Defence — Asset Maintenance & Sustainment
Context: A critical national defence asset maintenance and sustainment
program had chronic planning, utilisation and availability performance that had remained
unmoved despite several management consultant engagements. Clear inability of leadership to
transform operations. A hostile and blame-shifting environment where "workers not doing
work" were seen to be the issue.
Real Constraint: Lack of leadership understanding of work processes, massive
waste due to critical system capacity delaying work, lack of systems to manage labour
utilisation, massive rework load kept pushing out planned work.

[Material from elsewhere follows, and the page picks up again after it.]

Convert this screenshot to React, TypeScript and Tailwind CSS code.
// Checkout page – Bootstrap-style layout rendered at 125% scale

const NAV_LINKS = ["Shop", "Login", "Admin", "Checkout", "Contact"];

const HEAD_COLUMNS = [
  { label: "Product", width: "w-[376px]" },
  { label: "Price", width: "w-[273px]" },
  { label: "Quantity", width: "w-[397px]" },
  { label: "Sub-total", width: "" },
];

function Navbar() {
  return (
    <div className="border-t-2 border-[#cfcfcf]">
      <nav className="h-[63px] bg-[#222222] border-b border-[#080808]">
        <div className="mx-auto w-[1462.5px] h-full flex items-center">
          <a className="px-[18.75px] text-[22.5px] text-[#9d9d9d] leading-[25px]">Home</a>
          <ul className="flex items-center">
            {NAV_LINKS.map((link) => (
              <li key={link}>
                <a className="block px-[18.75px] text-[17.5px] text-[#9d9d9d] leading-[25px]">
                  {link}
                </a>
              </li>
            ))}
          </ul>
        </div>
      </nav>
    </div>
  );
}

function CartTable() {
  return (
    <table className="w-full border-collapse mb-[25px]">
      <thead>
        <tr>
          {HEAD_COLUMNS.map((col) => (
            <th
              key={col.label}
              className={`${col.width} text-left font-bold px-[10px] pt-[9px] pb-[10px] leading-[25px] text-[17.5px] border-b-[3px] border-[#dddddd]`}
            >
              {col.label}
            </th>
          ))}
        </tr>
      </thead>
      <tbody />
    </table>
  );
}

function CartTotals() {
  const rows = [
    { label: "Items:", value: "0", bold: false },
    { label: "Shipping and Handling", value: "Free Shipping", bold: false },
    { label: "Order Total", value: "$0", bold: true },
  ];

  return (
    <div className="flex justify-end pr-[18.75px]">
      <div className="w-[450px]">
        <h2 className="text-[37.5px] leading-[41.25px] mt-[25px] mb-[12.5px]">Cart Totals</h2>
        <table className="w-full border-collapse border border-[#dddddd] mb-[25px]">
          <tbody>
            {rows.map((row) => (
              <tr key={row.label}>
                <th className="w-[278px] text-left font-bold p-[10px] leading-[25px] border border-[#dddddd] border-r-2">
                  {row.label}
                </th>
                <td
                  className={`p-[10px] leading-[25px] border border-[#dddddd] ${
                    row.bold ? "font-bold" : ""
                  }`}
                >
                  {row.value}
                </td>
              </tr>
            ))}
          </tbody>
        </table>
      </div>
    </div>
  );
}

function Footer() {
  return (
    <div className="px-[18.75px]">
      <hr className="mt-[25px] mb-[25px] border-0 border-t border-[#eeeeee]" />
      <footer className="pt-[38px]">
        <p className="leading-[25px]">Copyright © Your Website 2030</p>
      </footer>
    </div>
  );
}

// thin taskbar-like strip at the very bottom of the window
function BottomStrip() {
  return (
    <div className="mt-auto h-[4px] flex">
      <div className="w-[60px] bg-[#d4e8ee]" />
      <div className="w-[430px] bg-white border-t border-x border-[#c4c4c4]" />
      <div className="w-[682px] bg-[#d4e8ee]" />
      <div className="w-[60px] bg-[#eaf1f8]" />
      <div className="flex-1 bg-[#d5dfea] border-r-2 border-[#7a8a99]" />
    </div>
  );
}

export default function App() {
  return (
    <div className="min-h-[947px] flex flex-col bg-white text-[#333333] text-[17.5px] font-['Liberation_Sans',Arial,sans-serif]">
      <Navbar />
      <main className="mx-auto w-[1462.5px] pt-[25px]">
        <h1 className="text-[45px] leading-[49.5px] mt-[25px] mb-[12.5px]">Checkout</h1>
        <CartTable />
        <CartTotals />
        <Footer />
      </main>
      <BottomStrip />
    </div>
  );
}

Intervention: Starting upstream on the root causes not the noise/KPIs,
naming the poor systems used by production, prioritising issues for triage, rapid
implementation of new systems in 4 weeks to reduce queue time, unproductive time, site
access and work order recycling.
Outcome: 15% time-on-tools utilisation to 45% in 3 weeks. Continued progress
post engagement enabled delivery of a predictable/planned maintenance cycle. National
recognition of turnaround performance within 2 years. Management learnt that fixing the
system is a management task and cannot be done by those that work in the system.

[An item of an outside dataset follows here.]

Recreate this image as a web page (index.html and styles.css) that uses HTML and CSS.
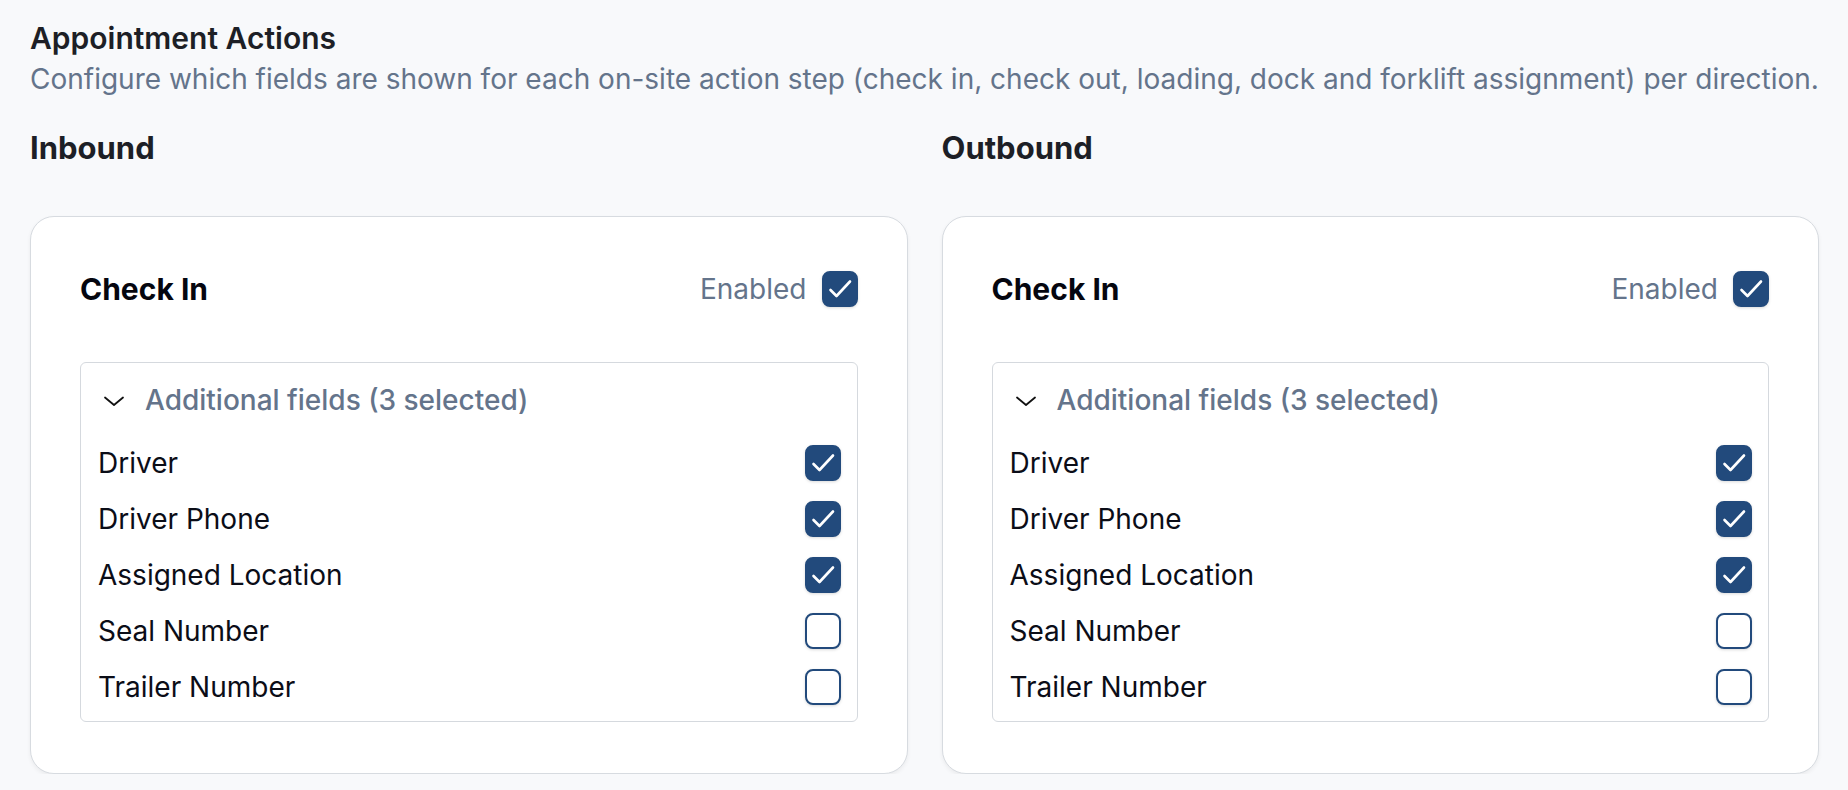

Framework: Walk the System → Name the Real Constraint
→ Test the Move
Mine — Focus on Capital Spend & Assets Hides Operating
Inefficiency
Context: A mine executive team were preparing a new capital request for
additional truck fleet assets, as the group belief was more trucks = more production.
Real Constraint: The mine was already over-trucked, consuming capital and
operating costs needlessly. The focus on leasing more trucks hid the real gains that could
be made in existing truck cycle efficiency.
Intervention: A fast-track review of the asset increase decision and site
avail/util/production performance demonstrated truck fleet could be reduced 20% without
production loss, and that there would be additional production potential with a more
targeted focus on certain truck cycle performance indicators.
Outcome: Fleet was reduced by 12% with no impact, saving capital and
operating costs. This then highlighted the remaining constraints in fleet cycle performance,
which were then addressed for further uplift in production.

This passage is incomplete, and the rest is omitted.